Asked about recent comments by Łukasz Jasina, the Polish Ministry of Foreign Affairs spokesman, calling for Ukraine President, Volodymyr Zelensky, to apologise for the Volhynia massacre, Drobovych praised reports Jasina had been removed from office. The Polish ministry denies he has been either suspended or dismissed, but that he is on ‘extended leave’.

The official Polish position is that relations with Ukraine remain good. But polls in the country suggest attitudes are changing, with Ukrainian migrants increasingly being seen as ‘too demanding’.

The spat over Volhynia led the former minister of foreign affairs and a senior MEP for the ruling PiS, Witold Waszczykowski, to state: “Ukraine will not be able to enter the EU with Bandera on their banners.”

The massacre in Volhynia was instigated by the anti-Soviet Ukrainian Liberation Army (UPA), the military wing of the nationalist movement led by Stepan Bandera. During the Second World War, his group allied itself with the Germans in order to secure freedom for Ukraine from the USSR and Poland. Tens of thousands of Poles were ethnically cleansed in what Poles consider to have been genocide.

Ukraine, since regaining its independence in 1991, has portrayed the UPA as freedom fighters. Poles were allowed to start exhumations in Volhynia but that was stopped after the Euromaidan revolution of 2014, a wave of demonstrations in Ukraine. The civil unrest was sparked by Kyiv’s decision not to sign the EU-Ukraine Association Agreement, instead choosing closer ties to Russia and the Eurasian Economic Union.

The administration led by Zelensky has made conciliatory noises on the Volhynia issue, promising Ukraine would welcome Polish experts to resume the exhumations once Ukrainian counterparts were freed from war-related duties.

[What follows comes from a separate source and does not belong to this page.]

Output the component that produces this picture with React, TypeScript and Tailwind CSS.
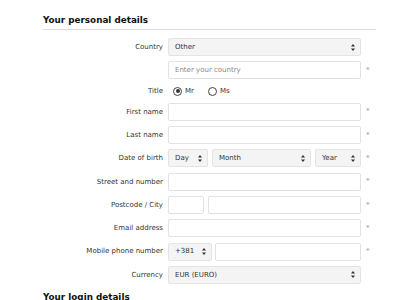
import React from 'react';

function Arrows() {
  return (
    <svg width="4" height="7" viewBox="0 0 4 7" className="shrink-0">
      <path d="M2 0 L4 2.6 L0 2.6 Z" fill="#333" />
      <path d="M2 7 L4 4.4 L0 4.4 Z" fill="#333" />
    </svg>
  );
}

function Select({ value, className = '' }: { value: string; className?: string }) {
  return (
    <div
      className={`h-[18px] flex items-center justify-between pl-[6px] pr-[5px] bg-[#f4f4f4] border border-[#e4e4e4] rounded-[2px] text-[7px] text-[#333] ${className}`}
    >
      <span>{value}</span>
      <Arrows />
    </div>
  );
}

function Input({ placeholder, className = '' }: { placeholder?: string; className?: string }) {
  return (
    <div
      className={`h-[18px] flex items-center px-[6px] bg-white border border-[#e2e2e2] rounded-[2px] text-[7px] text-[#888] ${className}`}
    >
      {placeholder}
    </div>
  );
}

function Label({ children }: { children: React.ReactNode }) {
  return <div className="flex items-center justify-end text-[7px] text-[#333]">{children}</div>;
}

function Req() {
  return <div className="flex items-center text-[7px] text-[#999] leading-none">*</div>;
}

function Radio({ checked, label }: { checked?: boolean; label: string }) {
  return (
    <div className="flex items-center gap-[3px]">
      <span className="w-[9px] h-[9px] rounded-full border-[1.2px] border-[#444] flex items-center justify-center">
        {checked && <span className="w-[4px] h-[4px] rounded-full bg-[#333]" />}
      </span>
      <span className="text-[7px] text-[#333]">{label}</span>
    </div>
  );
}

export default function App() {
  return (
    <div className="w-[400px] h-[300px] overflow-hidden bg-white" style={{ fontFamily: '"DejaVu Sans", Verdana, sans-serif' }}>
      <div className="ml-[43px] w-[333px] pt-[15px]">
        <h2 className="text-[8.8px] leading-[11px] font-bold text-[#111] pb-[3px] border-b border-[#dcdcdc]">
          Your personal details
        </h2>

        <div className="mt-[8px] grid grid-cols-[120px_193px_10px] gap-x-[5px] gap-y-[5.3px]">
          <Label>Country</Label>
          <Select value="Other" />
          <div />

          <div />
          <Input placeholder="Enter your country" />
          <Req />

          <div className="h-[13px] flex items-center justify-end text-[7px] text-[#333]">Title</div>
          <div className="h-[13px] flex items-center gap-[14px] pl-[5px]">
            <Radio checked label="Mr" />
            <Radio label="Ms" />
          </div>
          <div />

          <Label>First name</Label>
          <Input />
          <Req />

          <Label>Last name</Label>
          <Input />
          <Req />

          <Label>Date of birth</Label>
          <div className="flex gap-[4px]">
            <Select value="Day" className="w-[40px]" />
            <Select value="Month" className="w-[99px]" />
            <Select value="Year" className="flex-1" />
          </div>
          <Req />

          <Label>Street and number</Label>
          <Input />
          <Req />

          <Label>Postcode / City</Label>
          <div className="flex gap-[4px]">
            <Input className="w-[36px]" />
            <Input className="flex-1" />
          </div>
          <Req />

          <Label>Email address</Label>
          <Input />
          <Req />

          <Label>Mobile phone number</Label>
          <div className="flex gap-[3px]">
            <Select value="+381" className="w-[44px]" />
            <Input className="flex-1" />
          </div>
          <Req />

          <Label>Currency</Label>
          <Select value="EUR (EURO)" />
          <div />
        </div>

        <h2 className="mt-[8px] text-[8.8px] leading-[11px] font-bold text-[#111] pb-[3px] border-b border-[#dcdcdc]">
          Your login details
        </h2>
      </div>
    </div>
  );
}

However, now it seems Ukraine has had a change of heart. Drobovych alleges that Poland is failing to honour its international agreements and that the barrier to the exhumations of Volhynia victims lay in Polish “neglect” with regard to renovating UPA monuments and graves in south-eastern Poland.

This will raise eyebrows in Poland. Among monuments Ukrainians expect Poland to actively renovate is one that memorialises a man who led an attack on a train in which many Poles were massacred. In that incident it was German railwaymen who tried to protect them. It will likely prove hard for Poland to adhere Ukraine’s insistence on honouring the UPA.